Businesses issue pro forma invoices to clients before work is finished. It outlines the payment as a standard invoice would, but it isn’t seen as an official demand for payment. Rather, it serves as an estimate of the sale, allowing the client to get an idea of how much the services or products will total.
Because a pro forma invoice is seen as an estimate and is subject to change, it isn’t recorded in the accounts receivable.
An interim invoice breaks down the total cost of a bigger project into smaller payments. Businesses will typically send several small interim invoices as the project progresses (often at agreed milestones), as opposed to sending one invoice after the project is completed.
Interim invoices help to maintain a business’s cash flow during long projects and can also benefit clients by allowing them to make smaller, manageable payments.
Final invoices are sent as the official request for payment after a completed project, product, or service. If no long-term projects or interim invoices are required, this is the type of invoice to use. For most businesses, this is seen as their standard invoice.
Past Due Invoice
When a customer does not pay the final invoice by the due date, a business can send a past due invoice. This reminds a customer that their payment due date has passed. All the information on the final invoice should be included on the past due invoice, along with any late fees or interest.
Recurring invoices are used to bill customers for an ongoing project or service. You typically charge the same amount at specific intervals, similar to that of a utility bill. Recurring invoices work very well for subscription-based services or if your clients have memberships with your business. For example, if you own a gym, you could use recurring invoices to bill your members every month.
Unlike interim invoices, which cease once a long-term project is over, a recurring invoice has no set end date. You’ll keep charging recurring invoices until your client or customer decides to cancel the relevant subscription or service.
Although an account statement is not technically the same as an invoice, it is very similar. Account statements are issued to clients and offer a detailed summary of the goods purchased or the services rendered. They also include payments made and any amounts that are still outstanding.
Similar to bank statements, account statements contain a summary of all transactions between a client and a business.

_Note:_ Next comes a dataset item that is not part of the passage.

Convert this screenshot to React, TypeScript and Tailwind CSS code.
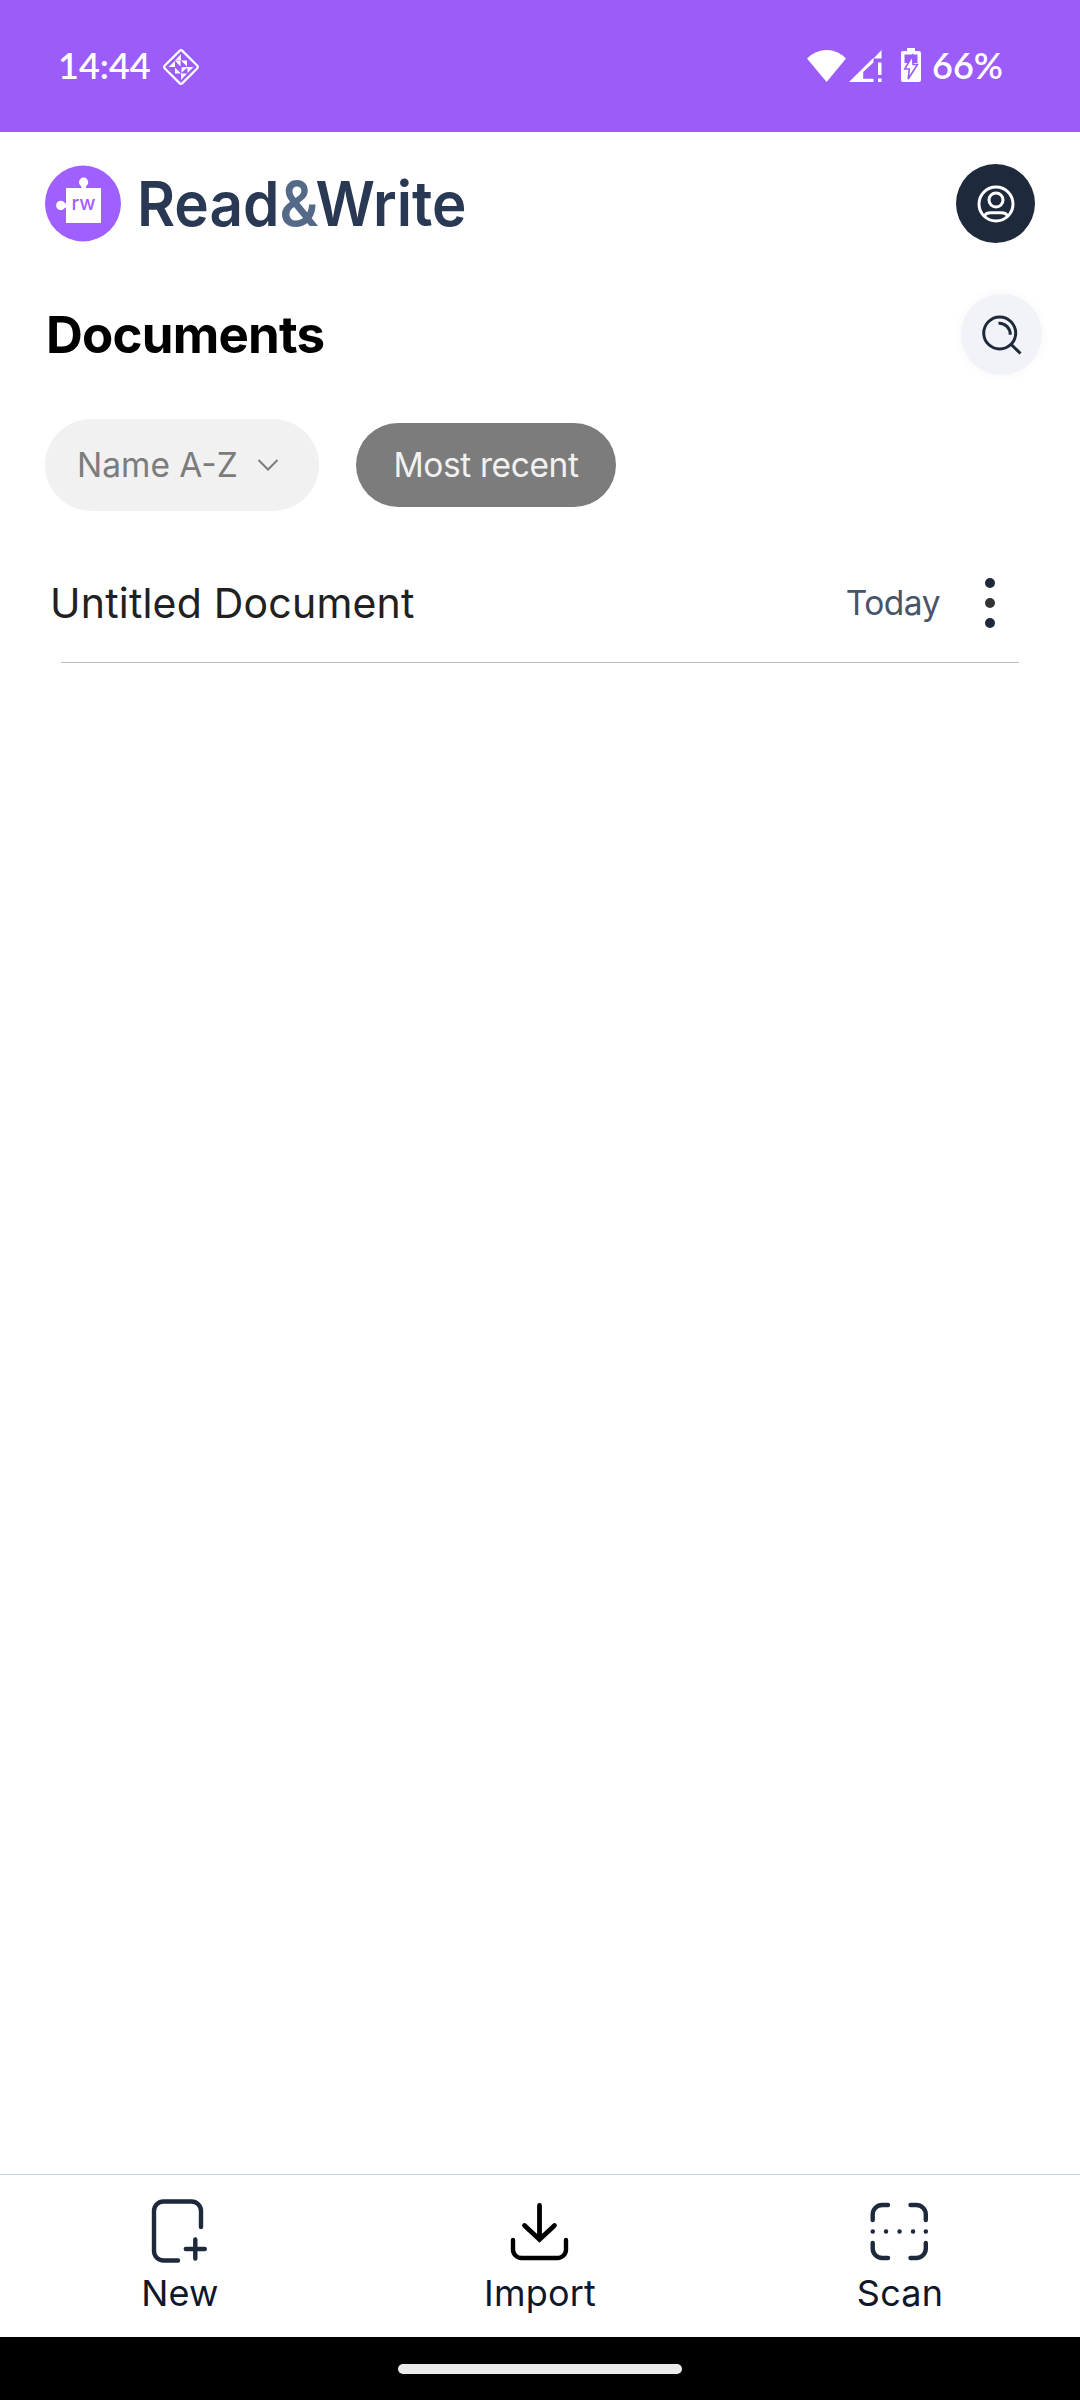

Essential Parts of an Invoice
These essential parts of an invoice should always be included, regardless of the type of invoice used:
- Client’s name and contact information
- Business’s name and contact information
- The word “invoice”
- Billing and due dates
- Products or services provided
- Invoice number
- Extra taxes and fees
- Cost per unit
- Payment terms
- Total amount owed
Invoicing Is a Critical Job
Knowing the differences between the various invoice types is crucial to billing your clients correctly, so prioritize this part of your job. Whether you run a small business or work as an independent contractor, get the necessary tools to handle your invoicing or hire someone to do it on your behalf.
The invoicing process is especially critical for sole proprietors and small-business owners. Creating and sending out invoices on time will allow your business to have adequate cash flow and ensure that you are paid on time.
- Business owners may choose from several different invoice types depending on the industry of the business and how they bill their clients.
- A standard invoice is the most common type of invoice issued to bill clients.
- Essential details required on every type of invoice include the business’s details, client’s details, due date, invoice number, and payment terms.
- Understanding the different types of invoices and how to invoice your clients properly is a vital part of running a business.